I hereby call on the new Nigerian government to deal with oil theft as a matter of national emergency, especially with the recent inauguration of the Dangote Refinery. It is unfortunate that after decades of oil theft, the past successive governments seemed clueless on how to tackle this pain in the neck. However, I have no doubt the government has what it takes to stop oil theft or at least stem the tide, if not that some people in government are alleged to be accomplices in this crime. It is particularly disheartening that notwithstanding the urgency and seriousness of this crime on our national economy and its impact on Nigerians, the silence of the past governments was deafening. For a country that depends almost entirely on oil for its survival, further inaction from incoming administration will only confirm the latter allegation since there is no reason why the government should not declare a national emergency on crude oil theft and deploy massive human resources and modern technological devices to tackle oil theft as well as prosecute the perpetrators.
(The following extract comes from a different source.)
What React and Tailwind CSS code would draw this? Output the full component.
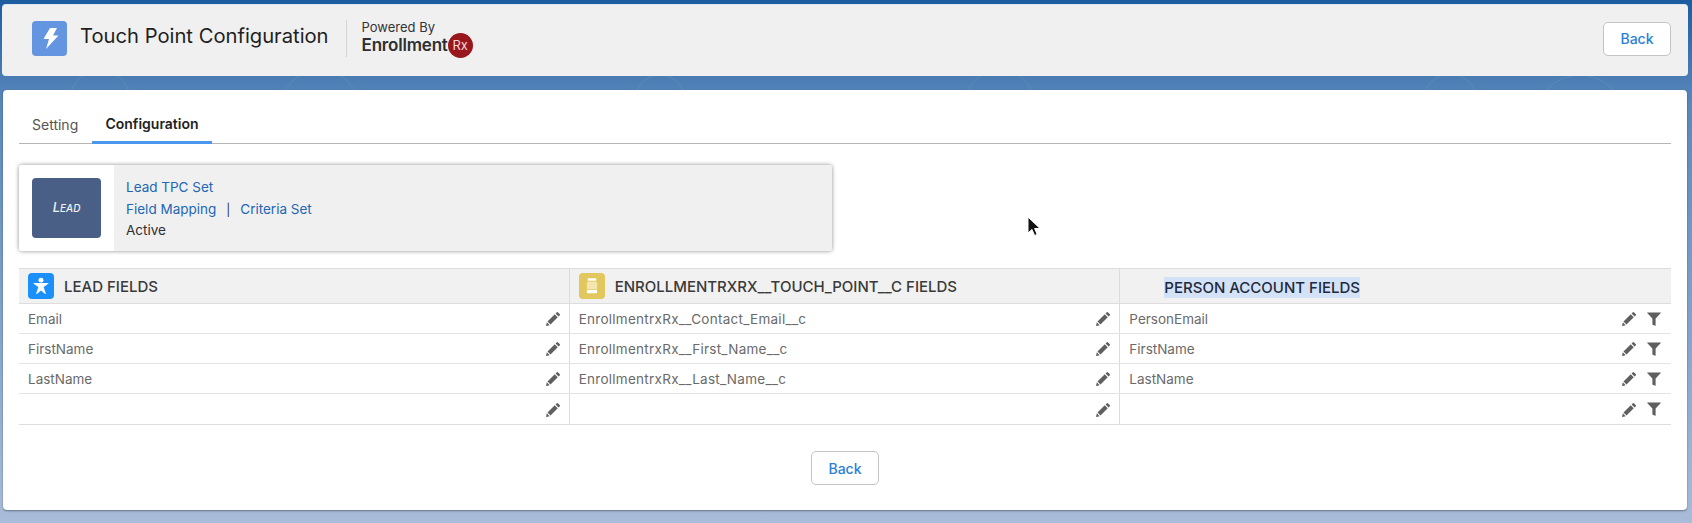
import React from 'react';

const rows = [
    ['Email', 'EnrollmentrxRx__Contact_Email__c', 'PersonEmail'],
    ['FirstName', 'EnrollmentrxRx__First_Name__c', 'FirstName'],
    ['LastName', 'EnrollmentrxRx__Last_Name__c', 'LastName'],
    ['', '', ''],
];

const PencilIcon = () => (
    <svg className="w-[15px] h-[15px] shrink-0" viewBox="0 0 16 16" fill="#5f5f5f">
        <path d="M11.6 1.200a.7.7 0 0 1 1 0l2.200 2.200a.7.7 0 0 1 0 1L13.400 5.800 10.200 2.600z" />
        <path d="M9.300 3.500l3.200 3.200-7.700 7.700-3.200-3.200z" />
        <path d="M.9 12.100L.1 15.400a.4.4 0 0 0 .5.5l3.300-.8z" />
    </svg>
);

const FilterIcon = () => (
    <svg className="w-[14px] h-[14px] shrink-0" viewBox="0 0 14 14" fill="#5f5f5f">
        <path d="M.4 .5h13.200c.3 0 .4.3.2.5L8.600 6.600v6.900c0 .3-.2.4-.4.3l-2.500-1.100a.4.4 0 0 1-.3-.4V6.600L.2 1C0 .8.100.5.4.5z" />
    </svg>
);

const BackButton = () => (
    <button className="w-[68px] h-[34px] bg-white border border-[#c4c4c4] rounded-[5px] text-[14px] font-medium text-[#2b80d6]">
        Back
    </button>
);

function HeaderCell({ icon, highlight, children }) {
    return (
        <div className="flex items-center pl-[9px] gap-[10px] border-r border-[#dcdcdc] last:border-r-0">
            {icon}
            <span className={`text-[15px] font-medium mt-[3px] ${highlight ? 'bg-[#d4e2f7] text-[#1e2a3c] ml-[35px] py-[3px] leading-[15px]' : 'text-[#3a3a3a]'}`}>
                {children}
            </span>
        </div>
    );
}

export default function App() {
    return (
        <div className="relative h-[523px] overflow-hidden bg-gradient-to-b from-[#1b5c9f] via-[#5a88bb] via-[20%] to-[#a9bcd9] px-[2px] pt-[4px] font-['Inter',sans-serif]">
            {/* Faint wallpaper lines */}
            <svg className="absolute left-0 top-0 w-full h-[90px]" viewBox="0 0 1692 90" fill="none" stroke="#ffffff" strokeOpacity="0.08">
                <circle cx="100" cy="100" r="30" />
                <circle cx="320" cy="110" r="40" />
                <circle cx="660" cy="100" r="25" />
                <circle cx="1000" cy="105" r="35" />
                <circle cx="1450" cy="100" r="26" />
                <circle cx="1580" cy="120" r="45" />
            </svg>

            {/* Page Header */}
            <div className="relative h-[72px] mr-[2px] bg-[#f0f0f1] rounded-[4px] flex items-center pl-[30px] pr-[17px] pb-[4px] border-t border-[#dbe6f2]">
                <div className="w-[35px] h-[35px] rounded-[4px] bg-[#6395e0] flex items-center justify-center">
                    <svg className="w-[20px] h-[23px]" viewBox="0 0 20 23" fill="#ffffff">
                        <path d="M10 1h7l-4 7.500h5.500L6 22l3-10H3.500z" />
                    </svg>
                </div>
                <h1 className="ml-[13px] -mt-[5px] text-[20.2px] text-[#1f1f1f] leading-none whitespace-nowrap">Touch Point Configuration</h1>
                <div className="w-px h-[37px] bg-[#d5d5d5] ml-[17px]"></div>
                <div className="ml-[15px]">
                    <div className="text-[13px] leading-[14px] text-[#333333]">Powered By</div>
                    <div className="flex items-center -mt-[1px]">
                        <span className="text-[17px] font-semibold leading-[18px] text-[#2f2f2f] tracking-[-0.2px]">Enrollment</span>
                        <span className="w-[25px] h-[25px] rounded-full bg-[#98161c] text-[#f3d7d7] text-[13px] leading-none flex items-center justify-center">Rx</span>
                    </div>
                </div>
                <div className="ml-auto">
                    <BackButton />
                </div>
            </div>

            {/* Main Card */}
            <div className="relative mt-[14px] ml-px mr-[3px] h-[420px] bg-white rounded-[4px] shadow-[0_1px_2px_rgba(0,0,0,0.4)] px-[16px] pt-[21px]">
                {/* Tabs */}
                <div className="flex items-end h-[33px] border-b border-[#b5b5b5] text-[14px]">
                    <div className="w-[73px] pl-[13px] h-full pt-[3px] text-[#555555]">Setting</div>
                    <div className="w-[120px] h-[34px] pt-[3px] -mb-px text-center font-semibold text-[#222222] border-b-[3px] border-[#4a97ee] rounded-b-[1px]">Configuration</div>
                </div>

                {/* Lead TPC Card */}
                <div className="mt-[21px] w-[813px] h-[86px] flex rounded-[3px] overflow-hidden shadow-[0_0_4px_rgba(0,0,0,0.45)]">
                    <div className="w-[95px] bg-white flex items-center pl-[13px]">
                        <div className="w-[69px] h-[60px] rounded-[4px] bg-[#4a5f86] flex items-center justify-center text-[#f0f0f0] italic font-medium text-[13px]">
                            L<span className="text-[10px]">EAD</span>
                        </div>
                    </div>
                    <div className="flex-1 bg-[#f0f0f1] pl-[12px] pt-[14px] text-[13.5px] text-[#2267b4]">
                        <div className="leading-[16px]">Lead TPC Set</div>
                        <div className="mt-[6px] leading-[16px]">
                            Field Mapping
                            <span className="text-[#333333] text-[12px] mx-[10px]">|</span>
                            Criteria Set
                        </div>
                        <div className="mt-[4px] leading-[16px] text-[#2f2f2f]">Active</div>
                    </div>
                </div>

                {/* Field Table */}
                <div className="mt-[17px] border-b border-[#dddddd]">
                    <div className="grid grid-cols-3 h-[36px] bg-[#f1f1f1] border-y border-[#dddddd]">
                        <HeaderCell icon={
                            <span className="w-[26px] h-[26px] rounded-[4px] bg-[#1b90fb] flex items-center justify-center">
                                <svg className="w-[16px] h-[18px]" viewBox="0 0 18 20" fill="#ffffff">
                                    <circle cx="9" cy="3.400" r="2.800" />
                                    <path d="M1 6.600h16c.5 0 .6.6.2.9L12 11l2.400 7.400c.2.6-.4.9-.8.5L9 15.200l-4.600 3.700c-.4.4-1 .1-.8-.5L6 11 .8 7.500c-.4-.3-.3-.9.2-.9z" />
                                </svg>
                            </span>
                        }>LEAD FIELDS</HeaderCell>
                        <HeaderCell icon={
                            <span className="w-[26px] h-[26px] rounded-[4px] bg-[#e2c75f] flex items-center justify-center">
                                <svg className="w-[12px] h-[18px]" viewBox="0 0 14 18" fill="#ffffff">
                                    <rect x="2" y="0" width="10" height="3" rx="1" />
                                    <rect x="1" y="4" width="12" height="8.500" fill="#f3e6ae" />
                                    <rect x="1" y="13.500" width="12" height="4" rx="1" />
                                </svg>
                            </span>
                        }>ENROLLMENTRXRX__TOUCH_POINT__C FIELDS</HeaderCell>
                        <HeaderCell highlight>PERSON ACCOUNT FIELDS</HeaderCell>
                    </div>
                    {rows.map((row, i) => (
                        <div key={i} className="grid grid-cols-3 h-[30px] border-b border-[#e4e4e4] last:border-b-0 text-[13.5px] text-[#6a6a6a]">
                            <div className="flex items-center pl-[9px] pr-[8px] border-r border-[#dcdcdc]">
                                <span className="mt-[1px]">{row[0]}</span>
                                <div className="ml-auto"><PencilIcon /></div>
                            </div>
                            <div className="flex items-center pl-[9px] pr-[8px] border-r border-[#dcdcdc]">
                                <span className="mt-[1px] tracking-[0.27px]">{row[1]}</span>
                                <div className="ml-auto"><PencilIcon /></div>
                            </div>
                            <div className="flex items-center pl-[9px] pr-[10px]">
                                <span className="mt-[1px]">{row[2]}</span>
                                <div className="ml-auto flex items-center gap-[10px]">
                                    <PencilIcon />
                                    <FilterIcon />
                                </div>
                            </div>
                        </div>
                    ))}
                </div>

                <div className="flex justify-center mt-[26px]">
                    <BackButton />
                </div>
            </div>

            {/* Mouse cursor */}
            <svg className="absolute left-[1027px] top-[216px] w-[14px] h-[22px]" viewBox="0 0 14 22">
                <path d="M1 1v16l4-3.500 2.600 6 2.600-1.100-2.600-5.900H13z" fill="#111111" stroke="#ffffff" strokeWidth="1" />
            </svg>
        </div>
    );
}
The Security Agencies should be more committed in tracking down oil thieves. The need to deploy modern technology in the management of our oil and gas industry cannot be overemphasized. As a matter of urgency too, a Special Court of Competent Jurisdiction should be set up immediately to try perpetrators of oil theft. Government should name and shame those involved directly or indirectly in this crime. There should be no sacred cows. Anyone involved, no matter how highly placed, should be brought to book. When these steps are taken in managing our oil and investing the resources in land development, small and medium enterprise boost, capital investment and improved conditions of service, we can then re-echo the words of a 14th century mystic, Julian of Norwich, that “all shall be well; and all shall be well and all manner of things shall be well.” Meanwhile, the question that forms the theme of this article still persists – will Dangote oil refinery eradicate oil theft in Nigeria? Of course it can, especially now that we do not have to export crude oil to import subsidized refined products. However, my concern is: will it? It remains to be seen as only time will tell.